What is being asked: Only a number is expected: how many lines in the data below contain the word "page".

Given material:
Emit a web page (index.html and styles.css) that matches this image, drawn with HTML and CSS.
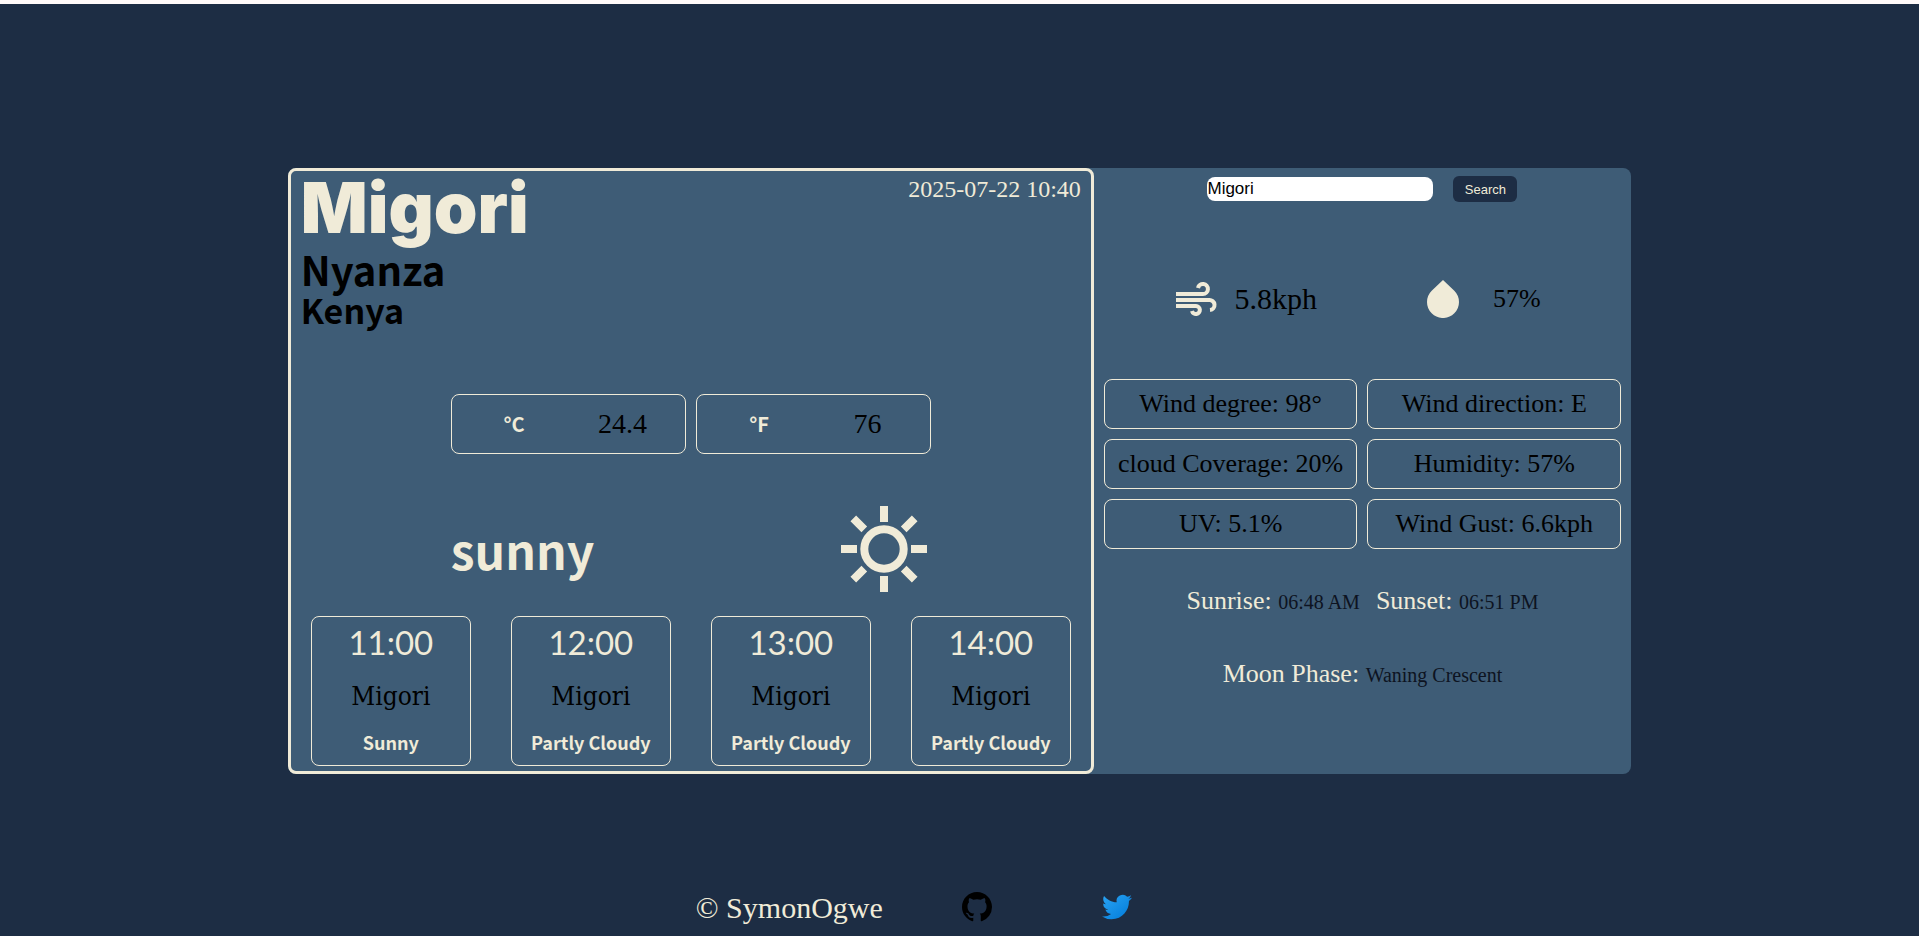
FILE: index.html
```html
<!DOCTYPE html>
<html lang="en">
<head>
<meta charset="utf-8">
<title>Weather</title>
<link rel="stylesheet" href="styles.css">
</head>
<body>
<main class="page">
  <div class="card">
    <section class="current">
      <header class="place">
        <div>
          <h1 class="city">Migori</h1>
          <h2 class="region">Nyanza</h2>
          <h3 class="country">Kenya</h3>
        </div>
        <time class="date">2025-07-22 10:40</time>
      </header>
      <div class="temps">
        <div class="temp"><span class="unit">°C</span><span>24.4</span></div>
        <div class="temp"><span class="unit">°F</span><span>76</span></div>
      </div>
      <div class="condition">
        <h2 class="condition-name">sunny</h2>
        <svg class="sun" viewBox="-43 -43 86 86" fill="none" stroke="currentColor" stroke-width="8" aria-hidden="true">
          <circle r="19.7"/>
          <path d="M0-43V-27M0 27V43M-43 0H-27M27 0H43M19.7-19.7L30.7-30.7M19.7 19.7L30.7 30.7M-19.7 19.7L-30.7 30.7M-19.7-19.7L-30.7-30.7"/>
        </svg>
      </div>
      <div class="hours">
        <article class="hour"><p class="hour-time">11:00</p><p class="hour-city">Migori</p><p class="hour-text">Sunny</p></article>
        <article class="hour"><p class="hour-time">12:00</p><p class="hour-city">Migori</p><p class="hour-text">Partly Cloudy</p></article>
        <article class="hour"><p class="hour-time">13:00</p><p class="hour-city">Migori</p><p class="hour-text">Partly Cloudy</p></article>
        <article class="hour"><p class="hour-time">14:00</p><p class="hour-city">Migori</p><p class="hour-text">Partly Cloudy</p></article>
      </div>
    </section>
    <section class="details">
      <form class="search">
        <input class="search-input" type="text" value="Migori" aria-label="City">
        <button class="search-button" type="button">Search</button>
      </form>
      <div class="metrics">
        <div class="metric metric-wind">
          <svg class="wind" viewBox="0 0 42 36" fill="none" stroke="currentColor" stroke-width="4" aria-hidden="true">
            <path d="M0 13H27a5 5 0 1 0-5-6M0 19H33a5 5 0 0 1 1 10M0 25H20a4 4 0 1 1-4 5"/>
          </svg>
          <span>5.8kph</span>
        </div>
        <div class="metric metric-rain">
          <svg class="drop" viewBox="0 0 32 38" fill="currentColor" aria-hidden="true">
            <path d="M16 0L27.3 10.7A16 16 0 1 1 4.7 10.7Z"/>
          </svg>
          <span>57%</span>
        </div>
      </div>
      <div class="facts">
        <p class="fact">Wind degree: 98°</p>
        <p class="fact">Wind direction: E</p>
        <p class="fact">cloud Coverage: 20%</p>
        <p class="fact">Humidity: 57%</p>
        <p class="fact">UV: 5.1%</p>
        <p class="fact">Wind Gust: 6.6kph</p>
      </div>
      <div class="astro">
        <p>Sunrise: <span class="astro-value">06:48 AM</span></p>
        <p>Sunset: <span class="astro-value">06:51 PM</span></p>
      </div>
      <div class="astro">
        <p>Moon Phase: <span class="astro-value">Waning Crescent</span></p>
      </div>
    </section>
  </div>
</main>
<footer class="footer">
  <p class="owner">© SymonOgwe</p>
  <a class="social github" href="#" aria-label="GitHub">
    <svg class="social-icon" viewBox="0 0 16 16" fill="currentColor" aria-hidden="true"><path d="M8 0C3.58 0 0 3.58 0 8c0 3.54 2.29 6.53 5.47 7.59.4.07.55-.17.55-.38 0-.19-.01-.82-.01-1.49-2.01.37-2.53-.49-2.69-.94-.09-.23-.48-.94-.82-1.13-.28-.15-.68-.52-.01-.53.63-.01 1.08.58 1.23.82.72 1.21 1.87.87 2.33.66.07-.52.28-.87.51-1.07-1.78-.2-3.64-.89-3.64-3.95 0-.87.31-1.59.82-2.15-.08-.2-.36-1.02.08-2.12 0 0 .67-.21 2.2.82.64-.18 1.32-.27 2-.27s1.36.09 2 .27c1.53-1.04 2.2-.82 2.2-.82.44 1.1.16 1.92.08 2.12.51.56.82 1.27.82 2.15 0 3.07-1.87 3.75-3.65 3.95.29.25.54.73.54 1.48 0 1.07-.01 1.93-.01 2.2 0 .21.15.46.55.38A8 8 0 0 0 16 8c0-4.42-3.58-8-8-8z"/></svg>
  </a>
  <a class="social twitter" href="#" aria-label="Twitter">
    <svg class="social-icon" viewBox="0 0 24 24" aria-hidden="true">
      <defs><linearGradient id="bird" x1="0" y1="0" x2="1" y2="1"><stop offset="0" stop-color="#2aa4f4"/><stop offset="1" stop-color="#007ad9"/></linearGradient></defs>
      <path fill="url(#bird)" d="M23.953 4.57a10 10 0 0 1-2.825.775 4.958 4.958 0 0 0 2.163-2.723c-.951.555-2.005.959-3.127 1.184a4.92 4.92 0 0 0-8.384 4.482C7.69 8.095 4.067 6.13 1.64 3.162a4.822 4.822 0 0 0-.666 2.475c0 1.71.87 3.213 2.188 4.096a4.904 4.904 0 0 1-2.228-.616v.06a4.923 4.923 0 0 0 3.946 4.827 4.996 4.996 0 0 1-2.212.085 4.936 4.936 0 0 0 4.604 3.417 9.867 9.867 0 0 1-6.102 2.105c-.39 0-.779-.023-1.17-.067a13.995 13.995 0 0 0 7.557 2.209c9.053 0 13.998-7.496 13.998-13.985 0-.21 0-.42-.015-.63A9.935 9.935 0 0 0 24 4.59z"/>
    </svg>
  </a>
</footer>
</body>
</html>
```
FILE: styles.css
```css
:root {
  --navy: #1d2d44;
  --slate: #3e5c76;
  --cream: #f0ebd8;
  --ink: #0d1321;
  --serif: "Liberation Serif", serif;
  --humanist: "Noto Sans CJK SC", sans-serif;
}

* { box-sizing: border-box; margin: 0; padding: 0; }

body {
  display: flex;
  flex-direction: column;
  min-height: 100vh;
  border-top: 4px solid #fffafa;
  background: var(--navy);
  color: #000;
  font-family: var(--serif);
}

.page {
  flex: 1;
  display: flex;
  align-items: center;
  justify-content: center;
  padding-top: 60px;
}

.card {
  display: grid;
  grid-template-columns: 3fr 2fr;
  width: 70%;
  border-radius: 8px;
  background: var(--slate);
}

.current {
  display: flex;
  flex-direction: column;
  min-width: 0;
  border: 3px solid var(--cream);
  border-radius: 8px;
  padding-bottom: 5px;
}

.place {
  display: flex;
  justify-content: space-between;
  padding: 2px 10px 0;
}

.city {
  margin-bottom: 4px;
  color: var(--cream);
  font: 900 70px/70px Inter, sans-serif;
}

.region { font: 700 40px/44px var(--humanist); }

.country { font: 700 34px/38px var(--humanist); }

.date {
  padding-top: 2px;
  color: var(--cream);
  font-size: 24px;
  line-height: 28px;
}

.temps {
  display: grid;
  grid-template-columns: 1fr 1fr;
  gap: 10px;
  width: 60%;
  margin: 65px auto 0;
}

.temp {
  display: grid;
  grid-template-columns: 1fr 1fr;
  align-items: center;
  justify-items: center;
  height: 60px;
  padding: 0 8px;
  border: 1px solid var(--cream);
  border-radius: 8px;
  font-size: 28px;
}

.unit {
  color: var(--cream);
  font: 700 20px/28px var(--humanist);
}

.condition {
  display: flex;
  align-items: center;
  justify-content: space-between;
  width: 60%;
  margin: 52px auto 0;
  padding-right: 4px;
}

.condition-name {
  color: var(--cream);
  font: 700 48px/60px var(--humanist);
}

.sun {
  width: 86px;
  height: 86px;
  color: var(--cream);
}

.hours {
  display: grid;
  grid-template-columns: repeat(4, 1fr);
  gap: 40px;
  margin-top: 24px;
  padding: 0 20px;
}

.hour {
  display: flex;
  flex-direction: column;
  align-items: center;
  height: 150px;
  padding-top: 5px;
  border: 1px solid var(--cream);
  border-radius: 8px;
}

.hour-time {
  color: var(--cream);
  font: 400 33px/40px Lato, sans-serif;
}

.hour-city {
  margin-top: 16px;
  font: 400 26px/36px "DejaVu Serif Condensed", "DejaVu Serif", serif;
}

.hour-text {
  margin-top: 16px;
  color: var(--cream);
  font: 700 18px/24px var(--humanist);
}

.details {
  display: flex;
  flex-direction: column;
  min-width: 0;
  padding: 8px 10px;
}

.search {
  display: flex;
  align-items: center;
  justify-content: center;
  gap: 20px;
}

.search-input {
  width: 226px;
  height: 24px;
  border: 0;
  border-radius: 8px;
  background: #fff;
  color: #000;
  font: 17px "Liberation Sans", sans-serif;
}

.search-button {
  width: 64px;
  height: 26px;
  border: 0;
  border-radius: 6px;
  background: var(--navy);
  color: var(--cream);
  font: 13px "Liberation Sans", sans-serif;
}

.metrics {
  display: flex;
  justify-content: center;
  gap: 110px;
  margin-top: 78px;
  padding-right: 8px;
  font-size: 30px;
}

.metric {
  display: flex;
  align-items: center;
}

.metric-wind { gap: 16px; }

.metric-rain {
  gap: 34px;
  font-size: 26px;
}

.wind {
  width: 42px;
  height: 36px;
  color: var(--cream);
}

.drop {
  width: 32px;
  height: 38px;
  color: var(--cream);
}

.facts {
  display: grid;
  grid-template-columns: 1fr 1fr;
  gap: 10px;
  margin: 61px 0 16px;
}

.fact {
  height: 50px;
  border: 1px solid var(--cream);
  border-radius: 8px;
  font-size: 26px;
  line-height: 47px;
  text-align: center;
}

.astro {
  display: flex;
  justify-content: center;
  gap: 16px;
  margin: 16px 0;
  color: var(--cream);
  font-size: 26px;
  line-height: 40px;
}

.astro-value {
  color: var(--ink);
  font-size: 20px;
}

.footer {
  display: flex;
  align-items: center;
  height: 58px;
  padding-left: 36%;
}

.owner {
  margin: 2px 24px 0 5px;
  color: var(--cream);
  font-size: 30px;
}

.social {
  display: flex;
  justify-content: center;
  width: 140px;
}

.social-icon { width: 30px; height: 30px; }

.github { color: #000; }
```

Task answer: 3